== Supplied information ==

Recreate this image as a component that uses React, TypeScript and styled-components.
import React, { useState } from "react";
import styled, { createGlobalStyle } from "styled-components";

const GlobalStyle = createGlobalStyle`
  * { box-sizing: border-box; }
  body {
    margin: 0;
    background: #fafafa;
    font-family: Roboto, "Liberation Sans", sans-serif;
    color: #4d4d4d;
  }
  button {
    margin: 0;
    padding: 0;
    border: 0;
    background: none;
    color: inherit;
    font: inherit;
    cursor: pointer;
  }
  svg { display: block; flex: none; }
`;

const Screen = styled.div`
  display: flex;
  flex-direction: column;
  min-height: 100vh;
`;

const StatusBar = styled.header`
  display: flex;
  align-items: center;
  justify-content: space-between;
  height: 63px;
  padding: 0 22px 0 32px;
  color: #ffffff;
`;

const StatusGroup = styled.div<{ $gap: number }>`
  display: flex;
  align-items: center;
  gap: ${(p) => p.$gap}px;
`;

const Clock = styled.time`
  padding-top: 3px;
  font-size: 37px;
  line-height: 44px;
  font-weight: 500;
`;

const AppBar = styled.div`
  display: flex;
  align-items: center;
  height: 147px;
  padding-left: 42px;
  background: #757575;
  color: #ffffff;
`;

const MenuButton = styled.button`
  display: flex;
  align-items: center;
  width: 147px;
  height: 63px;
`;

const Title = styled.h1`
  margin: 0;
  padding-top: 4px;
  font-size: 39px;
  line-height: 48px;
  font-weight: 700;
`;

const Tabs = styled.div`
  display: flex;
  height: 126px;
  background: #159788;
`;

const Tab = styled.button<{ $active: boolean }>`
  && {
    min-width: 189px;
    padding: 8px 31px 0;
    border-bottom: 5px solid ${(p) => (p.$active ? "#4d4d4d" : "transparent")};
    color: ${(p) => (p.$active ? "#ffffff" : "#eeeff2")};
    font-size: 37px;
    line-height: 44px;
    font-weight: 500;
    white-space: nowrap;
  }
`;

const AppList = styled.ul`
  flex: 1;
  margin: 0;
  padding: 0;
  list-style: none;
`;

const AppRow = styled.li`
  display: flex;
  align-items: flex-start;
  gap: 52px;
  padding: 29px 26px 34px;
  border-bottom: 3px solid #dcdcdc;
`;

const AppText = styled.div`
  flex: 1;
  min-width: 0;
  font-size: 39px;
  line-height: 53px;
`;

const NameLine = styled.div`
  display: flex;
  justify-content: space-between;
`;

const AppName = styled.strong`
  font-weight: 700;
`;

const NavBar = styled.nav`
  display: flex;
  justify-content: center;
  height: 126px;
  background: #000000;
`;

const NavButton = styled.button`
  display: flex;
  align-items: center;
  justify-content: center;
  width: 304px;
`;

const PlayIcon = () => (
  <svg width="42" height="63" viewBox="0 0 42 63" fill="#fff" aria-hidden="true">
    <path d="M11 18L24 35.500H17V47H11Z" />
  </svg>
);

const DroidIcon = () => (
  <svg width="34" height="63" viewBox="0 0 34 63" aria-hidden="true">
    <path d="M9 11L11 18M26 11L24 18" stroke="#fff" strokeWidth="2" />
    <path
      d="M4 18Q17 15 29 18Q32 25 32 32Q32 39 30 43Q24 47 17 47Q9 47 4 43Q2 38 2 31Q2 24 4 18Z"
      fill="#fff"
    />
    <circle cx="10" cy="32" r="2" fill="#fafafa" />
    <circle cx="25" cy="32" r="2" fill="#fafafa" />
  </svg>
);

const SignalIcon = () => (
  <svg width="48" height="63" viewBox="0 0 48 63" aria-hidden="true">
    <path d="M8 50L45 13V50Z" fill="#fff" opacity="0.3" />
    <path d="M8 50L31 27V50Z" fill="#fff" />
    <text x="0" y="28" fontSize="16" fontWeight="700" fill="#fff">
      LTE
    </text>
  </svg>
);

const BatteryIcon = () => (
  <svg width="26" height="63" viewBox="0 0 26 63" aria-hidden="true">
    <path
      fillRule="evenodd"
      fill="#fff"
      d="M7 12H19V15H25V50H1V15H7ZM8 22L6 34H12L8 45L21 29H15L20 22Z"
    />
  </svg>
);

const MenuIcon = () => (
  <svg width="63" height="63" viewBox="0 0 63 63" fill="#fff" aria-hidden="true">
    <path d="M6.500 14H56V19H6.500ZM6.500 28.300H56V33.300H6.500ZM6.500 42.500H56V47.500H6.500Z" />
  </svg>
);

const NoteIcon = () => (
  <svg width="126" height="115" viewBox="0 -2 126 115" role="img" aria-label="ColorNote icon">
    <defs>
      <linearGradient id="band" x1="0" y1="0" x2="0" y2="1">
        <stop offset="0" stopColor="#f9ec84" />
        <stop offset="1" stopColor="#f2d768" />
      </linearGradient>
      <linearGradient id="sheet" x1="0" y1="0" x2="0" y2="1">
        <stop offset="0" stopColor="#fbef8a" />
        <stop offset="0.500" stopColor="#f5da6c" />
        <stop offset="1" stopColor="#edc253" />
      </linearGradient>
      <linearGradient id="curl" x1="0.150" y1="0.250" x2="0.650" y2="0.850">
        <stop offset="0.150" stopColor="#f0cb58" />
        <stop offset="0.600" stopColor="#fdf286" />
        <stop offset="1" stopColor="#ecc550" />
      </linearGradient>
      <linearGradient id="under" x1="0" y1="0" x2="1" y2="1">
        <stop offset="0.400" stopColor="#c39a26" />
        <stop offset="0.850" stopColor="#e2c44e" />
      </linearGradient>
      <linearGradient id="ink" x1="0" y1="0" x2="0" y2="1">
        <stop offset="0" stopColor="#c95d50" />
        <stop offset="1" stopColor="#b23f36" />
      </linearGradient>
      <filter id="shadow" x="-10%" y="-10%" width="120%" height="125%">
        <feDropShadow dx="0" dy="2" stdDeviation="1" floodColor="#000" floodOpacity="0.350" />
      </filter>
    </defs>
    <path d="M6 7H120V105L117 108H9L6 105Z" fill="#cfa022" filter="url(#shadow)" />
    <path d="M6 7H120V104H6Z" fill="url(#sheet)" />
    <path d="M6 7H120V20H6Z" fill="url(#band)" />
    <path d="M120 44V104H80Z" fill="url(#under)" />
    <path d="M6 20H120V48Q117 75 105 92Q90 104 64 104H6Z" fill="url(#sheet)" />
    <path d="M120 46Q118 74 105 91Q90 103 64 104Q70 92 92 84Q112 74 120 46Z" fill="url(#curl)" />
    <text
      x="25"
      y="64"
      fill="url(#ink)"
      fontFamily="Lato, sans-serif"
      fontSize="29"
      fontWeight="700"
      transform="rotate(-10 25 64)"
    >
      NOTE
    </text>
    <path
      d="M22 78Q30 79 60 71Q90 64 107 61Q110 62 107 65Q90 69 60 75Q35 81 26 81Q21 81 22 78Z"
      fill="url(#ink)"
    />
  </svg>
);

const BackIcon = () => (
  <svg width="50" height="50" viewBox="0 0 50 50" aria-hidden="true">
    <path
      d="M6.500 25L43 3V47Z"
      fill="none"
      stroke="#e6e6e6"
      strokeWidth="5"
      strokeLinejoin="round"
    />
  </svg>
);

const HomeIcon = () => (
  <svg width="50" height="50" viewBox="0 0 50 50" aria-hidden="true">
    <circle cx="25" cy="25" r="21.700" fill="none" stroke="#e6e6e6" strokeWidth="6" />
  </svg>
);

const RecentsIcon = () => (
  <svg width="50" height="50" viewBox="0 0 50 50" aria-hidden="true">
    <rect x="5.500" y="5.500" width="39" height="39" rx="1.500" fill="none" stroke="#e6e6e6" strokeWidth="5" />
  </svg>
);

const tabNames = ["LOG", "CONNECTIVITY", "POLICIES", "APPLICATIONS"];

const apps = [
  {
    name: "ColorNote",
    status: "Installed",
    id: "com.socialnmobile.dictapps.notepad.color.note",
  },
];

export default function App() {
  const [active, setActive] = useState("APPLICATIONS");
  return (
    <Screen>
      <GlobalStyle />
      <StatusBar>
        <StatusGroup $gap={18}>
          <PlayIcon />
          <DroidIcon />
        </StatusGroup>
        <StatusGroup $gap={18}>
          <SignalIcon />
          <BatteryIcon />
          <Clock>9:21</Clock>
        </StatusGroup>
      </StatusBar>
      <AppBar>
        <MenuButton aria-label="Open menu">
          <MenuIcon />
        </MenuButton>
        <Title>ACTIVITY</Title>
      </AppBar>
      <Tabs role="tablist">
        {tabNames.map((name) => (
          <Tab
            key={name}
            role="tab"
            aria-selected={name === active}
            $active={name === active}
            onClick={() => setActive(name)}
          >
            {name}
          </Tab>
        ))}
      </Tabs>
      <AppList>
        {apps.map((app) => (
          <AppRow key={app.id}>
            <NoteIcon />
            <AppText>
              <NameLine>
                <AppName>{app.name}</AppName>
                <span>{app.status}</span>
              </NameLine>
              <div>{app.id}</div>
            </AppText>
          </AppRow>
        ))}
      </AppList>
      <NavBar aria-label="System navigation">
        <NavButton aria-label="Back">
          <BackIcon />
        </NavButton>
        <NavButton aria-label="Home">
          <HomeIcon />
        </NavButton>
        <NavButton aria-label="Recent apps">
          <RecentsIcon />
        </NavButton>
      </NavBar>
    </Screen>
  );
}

===

Written problem
Where does the word "components" appear? Return each line that holds it.

Output of the task
Recreate this image as a component that uses React, TypeScript and styled-components.
import styled, { createGlobalStyle } from "styled-components";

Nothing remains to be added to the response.